SOURCE DATA:
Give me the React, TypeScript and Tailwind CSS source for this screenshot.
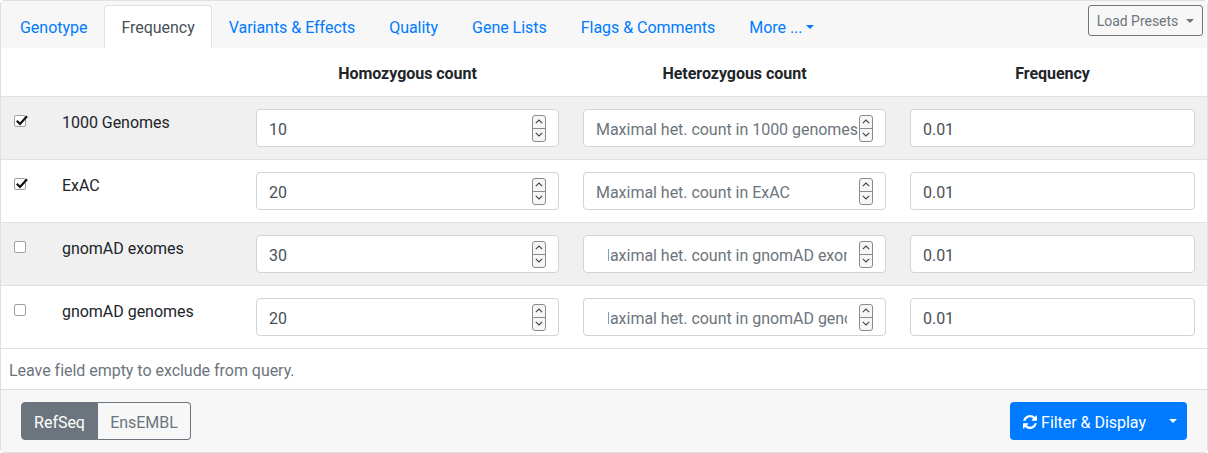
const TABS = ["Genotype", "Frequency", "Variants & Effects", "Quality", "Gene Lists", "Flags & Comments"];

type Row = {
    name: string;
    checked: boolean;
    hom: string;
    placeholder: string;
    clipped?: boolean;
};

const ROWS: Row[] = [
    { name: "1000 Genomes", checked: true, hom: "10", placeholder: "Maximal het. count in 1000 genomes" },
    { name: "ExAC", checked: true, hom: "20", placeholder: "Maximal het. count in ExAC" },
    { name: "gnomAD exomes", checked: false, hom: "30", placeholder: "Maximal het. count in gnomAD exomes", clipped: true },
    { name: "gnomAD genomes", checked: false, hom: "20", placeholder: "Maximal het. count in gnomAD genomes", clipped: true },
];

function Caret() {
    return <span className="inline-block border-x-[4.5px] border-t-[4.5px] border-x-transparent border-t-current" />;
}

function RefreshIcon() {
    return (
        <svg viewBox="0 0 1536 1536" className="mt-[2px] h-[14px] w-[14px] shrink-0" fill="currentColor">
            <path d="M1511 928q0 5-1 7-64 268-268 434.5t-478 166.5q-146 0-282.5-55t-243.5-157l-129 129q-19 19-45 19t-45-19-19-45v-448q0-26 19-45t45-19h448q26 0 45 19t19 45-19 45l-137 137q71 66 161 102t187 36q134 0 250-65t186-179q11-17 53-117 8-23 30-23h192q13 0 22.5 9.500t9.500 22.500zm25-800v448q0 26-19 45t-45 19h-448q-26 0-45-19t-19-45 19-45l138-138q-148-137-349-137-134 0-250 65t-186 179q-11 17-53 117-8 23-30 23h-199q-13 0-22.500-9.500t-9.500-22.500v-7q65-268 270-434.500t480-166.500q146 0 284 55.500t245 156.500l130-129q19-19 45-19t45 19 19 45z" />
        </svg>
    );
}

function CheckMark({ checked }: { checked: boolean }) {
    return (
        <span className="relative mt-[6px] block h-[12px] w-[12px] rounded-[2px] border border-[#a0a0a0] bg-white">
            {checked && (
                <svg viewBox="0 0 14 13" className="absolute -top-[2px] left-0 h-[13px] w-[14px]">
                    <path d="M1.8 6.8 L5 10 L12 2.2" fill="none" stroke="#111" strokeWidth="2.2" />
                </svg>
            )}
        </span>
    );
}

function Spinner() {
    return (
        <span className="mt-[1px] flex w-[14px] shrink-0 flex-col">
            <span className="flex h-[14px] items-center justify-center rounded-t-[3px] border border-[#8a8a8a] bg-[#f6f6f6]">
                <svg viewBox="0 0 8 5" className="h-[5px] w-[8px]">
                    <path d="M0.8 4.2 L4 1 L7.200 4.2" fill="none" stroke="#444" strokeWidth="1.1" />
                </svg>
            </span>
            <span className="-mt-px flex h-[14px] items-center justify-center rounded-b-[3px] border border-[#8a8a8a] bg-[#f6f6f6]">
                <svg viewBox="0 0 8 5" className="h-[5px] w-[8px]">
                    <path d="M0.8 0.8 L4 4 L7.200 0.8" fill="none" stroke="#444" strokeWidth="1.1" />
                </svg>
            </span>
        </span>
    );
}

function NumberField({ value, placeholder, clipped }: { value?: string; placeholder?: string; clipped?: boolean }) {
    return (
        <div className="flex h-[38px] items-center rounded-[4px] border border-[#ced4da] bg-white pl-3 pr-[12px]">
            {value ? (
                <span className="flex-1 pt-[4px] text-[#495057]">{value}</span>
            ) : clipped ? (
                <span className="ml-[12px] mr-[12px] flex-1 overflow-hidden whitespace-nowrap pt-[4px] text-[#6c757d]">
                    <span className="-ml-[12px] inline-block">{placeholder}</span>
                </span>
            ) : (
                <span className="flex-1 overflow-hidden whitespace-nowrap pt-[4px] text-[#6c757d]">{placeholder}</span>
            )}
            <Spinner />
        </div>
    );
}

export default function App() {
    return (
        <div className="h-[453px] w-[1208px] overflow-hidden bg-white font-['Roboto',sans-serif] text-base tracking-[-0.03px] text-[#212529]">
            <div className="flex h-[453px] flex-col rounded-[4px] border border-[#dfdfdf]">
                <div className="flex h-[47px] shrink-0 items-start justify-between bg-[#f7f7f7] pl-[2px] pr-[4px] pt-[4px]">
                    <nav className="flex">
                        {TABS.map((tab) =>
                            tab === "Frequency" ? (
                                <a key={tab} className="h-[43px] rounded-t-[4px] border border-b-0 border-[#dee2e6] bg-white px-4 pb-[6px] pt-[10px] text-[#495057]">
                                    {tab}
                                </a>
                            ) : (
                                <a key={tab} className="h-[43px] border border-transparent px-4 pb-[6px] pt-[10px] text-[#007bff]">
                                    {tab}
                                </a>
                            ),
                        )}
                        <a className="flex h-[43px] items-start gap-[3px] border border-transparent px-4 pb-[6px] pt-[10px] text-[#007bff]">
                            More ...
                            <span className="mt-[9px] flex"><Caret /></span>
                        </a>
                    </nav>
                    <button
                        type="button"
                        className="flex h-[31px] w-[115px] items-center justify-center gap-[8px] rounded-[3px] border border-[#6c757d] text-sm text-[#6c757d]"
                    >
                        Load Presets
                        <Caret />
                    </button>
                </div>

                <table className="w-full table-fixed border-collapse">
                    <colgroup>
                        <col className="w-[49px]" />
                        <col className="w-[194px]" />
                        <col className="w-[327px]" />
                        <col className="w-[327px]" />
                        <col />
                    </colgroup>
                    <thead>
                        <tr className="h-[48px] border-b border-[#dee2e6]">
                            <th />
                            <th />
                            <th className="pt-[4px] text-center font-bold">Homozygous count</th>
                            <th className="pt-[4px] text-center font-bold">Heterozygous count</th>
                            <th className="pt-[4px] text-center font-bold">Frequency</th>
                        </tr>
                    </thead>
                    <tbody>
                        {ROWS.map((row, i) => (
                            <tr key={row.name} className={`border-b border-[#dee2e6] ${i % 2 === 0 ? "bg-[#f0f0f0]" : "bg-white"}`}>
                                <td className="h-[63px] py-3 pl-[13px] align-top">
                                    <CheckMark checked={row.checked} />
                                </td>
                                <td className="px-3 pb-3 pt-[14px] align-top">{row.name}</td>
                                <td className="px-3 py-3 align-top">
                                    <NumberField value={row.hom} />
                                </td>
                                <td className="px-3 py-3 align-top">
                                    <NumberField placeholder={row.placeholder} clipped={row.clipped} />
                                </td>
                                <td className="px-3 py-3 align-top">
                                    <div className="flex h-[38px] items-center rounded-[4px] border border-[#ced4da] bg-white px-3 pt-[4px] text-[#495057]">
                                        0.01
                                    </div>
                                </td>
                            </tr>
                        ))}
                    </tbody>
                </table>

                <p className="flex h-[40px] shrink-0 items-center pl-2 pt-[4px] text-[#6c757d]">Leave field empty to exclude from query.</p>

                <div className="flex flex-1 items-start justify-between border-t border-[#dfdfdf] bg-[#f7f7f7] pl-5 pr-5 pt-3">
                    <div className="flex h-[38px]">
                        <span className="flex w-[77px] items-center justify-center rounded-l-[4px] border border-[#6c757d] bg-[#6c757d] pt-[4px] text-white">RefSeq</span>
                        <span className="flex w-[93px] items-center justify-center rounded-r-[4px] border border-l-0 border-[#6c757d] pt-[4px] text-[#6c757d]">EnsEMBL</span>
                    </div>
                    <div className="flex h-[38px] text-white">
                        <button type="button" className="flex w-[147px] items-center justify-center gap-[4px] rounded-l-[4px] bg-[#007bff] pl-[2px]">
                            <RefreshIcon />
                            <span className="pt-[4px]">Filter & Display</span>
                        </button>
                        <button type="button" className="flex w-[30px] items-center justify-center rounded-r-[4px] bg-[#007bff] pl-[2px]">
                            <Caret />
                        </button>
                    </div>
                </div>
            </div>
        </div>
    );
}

AIM OF THE EXERCISE: Your copy of the data above should match it exactly, except that pictures are left out.

THE COMPLETED TASK:
Give me the React, TypeScript and Tailwind CSS source for this screenshot.
const TABS = ["Genotype", "Frequency", "Variants & Effects", "Quality", "Gene Lists", "Flags & Comments"];

type Row = {
    name: string;
    checked: boolean;
    hom: string;
    placeholder: string;
    clipped?: boolean;
};

const ROWS: Row[] = [
    { name: "1000 Genomes", checked: true, hom: "10", placeholder: "Maximal het. count in 1000 genomes" },
    { name: "ExAC", checked: true, hom: "20", placeholder: "Maximal het. count in ExAC" },
    { name: "gnomAD exomes", checked: false, hom: "30", placeholder: "Maximal het. count in gnomAD exomes", clipped: true },
    { name: "gnomAD genomes", checked: false, hom: "20", placeholder: "Maximal het. count in gnomAD genomes", clipped: true },
];

function Caret() {
    return <span className="inline-block border-x-[4.5px] border-t-[4.5px] border-x-transparent border-t-current" />;
}

function RefreshIcon() {
    return (
        <svg viewBox="0 0 1536 1536" className="mt-[2px] h-[14px] w-[14px] shrink-0" fill="currentColor">
            <path d="M1511 928q0 5-1 7-64 268-268 434.5t-478 166.5q-146 0-282.5-55t-243.5-157l-129 129q-19 19-45 19t-45-19-19-45v-448q0-26 19-45t45-19h448q26 0 45 19t19 45-19 45l-137 137q71 66 161 102t187 36q134 0 250-65t186-179q11-17 53-117 8-23 30-23h192q13 0 22.5 9.500t9.500 22.500zm25-800v448q0 26-19 45t-45 19h-448q-26 0-45-19t-19-45 19-45l138-138q-148-137-349-137-134 0-250 65t-186 179q-11 17-53 117-8 23-30 23h-199q-13 0-22.500-9.500t-9.500-22.500v-7q65-268 270-434.500t480-166.500q146 0 284 55.500t245 156.500l130-129q19-19 45-19t45 19 19 45z" />
        </svg>
    );
}

function CheckMark({ checked }: { checked: boolean }) {
    return (
        <span className="relative mt-[6px] block h-[12px] w-[12px] rounded-[2px] border border-[#a0a0a0] bg-white">
            {checked && (
                <svg viewBox="0 0 14 13" className="absolute -top-[2px] left-0 h-[13px] w-[14px]">
                    <path d="M1.8 6.8 L5 10 L12 2.2" fill="none" stroke="#111" strokeWidth="2.2" />
                </svg>
            )}
        </span>
    );
}

function Spinner() {
    return (
        <span className="mt-[1px] flex w-[14px] shrink-0 flex-col">
            <span className="flex h-[14px] items-center justify-center rounded-t-[3px] border border-[#8a8a8a] bg-[#f6f6f6]">
                <svg viewBox="0 0 8 5" className="h-[5px] w-[8px]">
                    <path d="M0.8 4.2 L4 1 L7.200 4.2" fill="none" stroke="#444" strokeWidth="1.1" />
                </svg>
            </span>
            <span className="-mt-px flex h-[14px] items-center justify-center rounded-b-[3px] border border-[#8a8a8a] bg-[#f6f6f6]">
                <svg viewBox="0 0 8 5" className="h-[5px] w-[8px]">
                    <path d="M0.8 0.8 L4 4 L7.200 0.8" fill="none" stroke="#444" strokeWidth="1.1" />
                </svg>
            </span>
        </span>
    );
}

function NumberField({ value, placeholder, clipped }: { value?: string; placeholder?: string; clipped?: boolean }) {
    return (
        <div className="flex h-[38px] items-center rounded-[4px] border border-[#ced4da] bg-white pl-3 pr-[12px]">
            {value ? (
                <span className="flex-1 pt-[4px] text-[#495057]">{value}</span>
            ) : clipped ? (
                <span className="ml-[12px] mr-[12px] flex-1 overflow-hidden whitespace-nowrap pt-[4px] text-[#6c757d]">
                    <span className="-ml-[12px] inline-block">{placeholder}</span>
                </span>
            ) : (
                <span className="flex-1 overflow-hidden whitespace-nowrap pt-[4px] text-[#6c757d]">{placeholder}</span>
            )}
            <Spinner />
        </div>
    );
}

export default function App() {
    return (
        <div className="h-[453px] w-[1208px] overflow-hidden bg-white font-['Roboto',sans-serif] text-base tracking-[-0.03px] text-[#212529]">
            <div className="flex h-[453px] flex-col rounded-[4px] border border-[#dfdfdf]">
                <div className="flex h-[47px] shrink-0 items-start justify-between bg-[#f7f7f7] pl-[2px] pr-[4px] pt-[4px]">
                    <nav className="flex">
                        {TABS.map((tab) =>
                            tab === "Frequency" ? (
                                <a key={tab} className="h-[43px] rounded-t-[4px] border border-b-0 border-[#dee2e6] bg-white px-4 pb-[6px] pt-[10px] text-[#495057]">
                                    {tab}
                                </a>
                            ) : (
                                <a key={tab} className="h-[43px] border border-transparent px-4 pb-[6px] pt-[10px] text-[#007bff]">
                                    {tab}
                                </a>
                            ),
                        )}
                        <a className="flex h-[43px] items-start gap-[3px] border border-transparent px-4 pb-[6px] pt-[10px] text-[#007bff]">
                            More ...
                            <span className="mt-[9px] flex"><Caret /></span>
                        </a>
                    </nav>
                    <button
                        type="button"
                        className="flex h-[31px] w-[115px] items-center justify-center gap-[8px] rounded-[3px] border border-[#6c757d] text-sm text-[#6c757d]"
                    >
                        Load Presets
                        <Caret />
                    </button>
                </div>

                <table className="w-full table-fixed border-collapse">
                    <colgroup>
                        <col className="w-[49px]" />
                        <col className="w-[194px]" />
                        <col className="w-[327px]" />
                        <col className="w-[327px]" />
                        <col />
                    </colgroup>
                    <thead>
                        <tr className="h-[48px] border-b border-[#dee2e6]">
                            <th />
                            <th />
                            <th className="pt-[4px] text-center font-bold">Homozygous count</th>
                            <th className="pt-[4px] text-center font-bold">Heterozygous count</th>
                            <th className="pt-[4px] text-center font-bold">Frequency</th>
                        </tr>
                    </thead>
                    <tbody>
                        {ROWS.map((row, i) => (
                            <tr key={row.name} className={`border-b border-[#dee2e6] ${i % 2 === 0 ? "bg-[#f0f0f0]" : "bg-white"}`}>
                                <td className="h-[63px] py-3 pl-[13px] align-top">
                                    <CheckMark checked={row.checked} />
                                </td>
                                <td className="px-3 pb-3 pt-[14px] align-top">{row.name}</td>
                                <td className="px-3 py-3 align-top">
                                    <NumberField value={row.hom} />
                                </td>
                                <td className="px-3 py-3 align-top">
                                    <NumberField placeholder={row.placeholder} clipped={row.clipped} />
                                </td>
                                <td className="px-3 py-3 align-top">
                                    <div className="flex h-[38px] items-center rounded-[4px] border border-[#ced4da] bg-white px-3 pt-[4px] text-[#495057]">
                                        0.01
                                    </div>
                                </td>
                            </tr>
                        ))}
                    </tbody>
                </table>

                <p className="flex h-[40px] shrink-0 items-center pl-2 pt-[4px] text-[#6c757d]">Leave field empty to exclude from query.</p>

                <div className="flex flex-1 items-start justify-between border-t border-[#dfdfdf] bg-[#f7f7f7] pl-5 pr-5 pt-3">
                    <div className="flex h-[38px]">
                        <span className="flex w-[77px] items-center justify-center rounded-l-[4px] border border-[#6c757d] bg-[#6c757d] pt-[4px] text-white">RefSeq</span>
                        <span className="flex w-[93px] items-center justify-center rounded-r-[4px] border border-l-0 border-[#6c757d] pt-[4px] text-[#6c757d]">EnsEMBL</span>
                    </div>
                    <div className="flex h-[38px] text-white">
                        <button type="button" className="flex w-[147px] items-center justify-center gap-[4px] rounded-l-[4px] bg-[#007bff] pl-[2px]">
                            <RefreshIcon />
                            <span className="pt-[4px]">Filter & Display</span>
                        </button>
                        <button type="button" className="flex w-[30px] items-center justify-center rounded-r-[4px] bg-[#007bff] pl-[2px]">
                            <Caret />
                        </button>
                    </div>
                </div>
            </div>
        </div>
    );
}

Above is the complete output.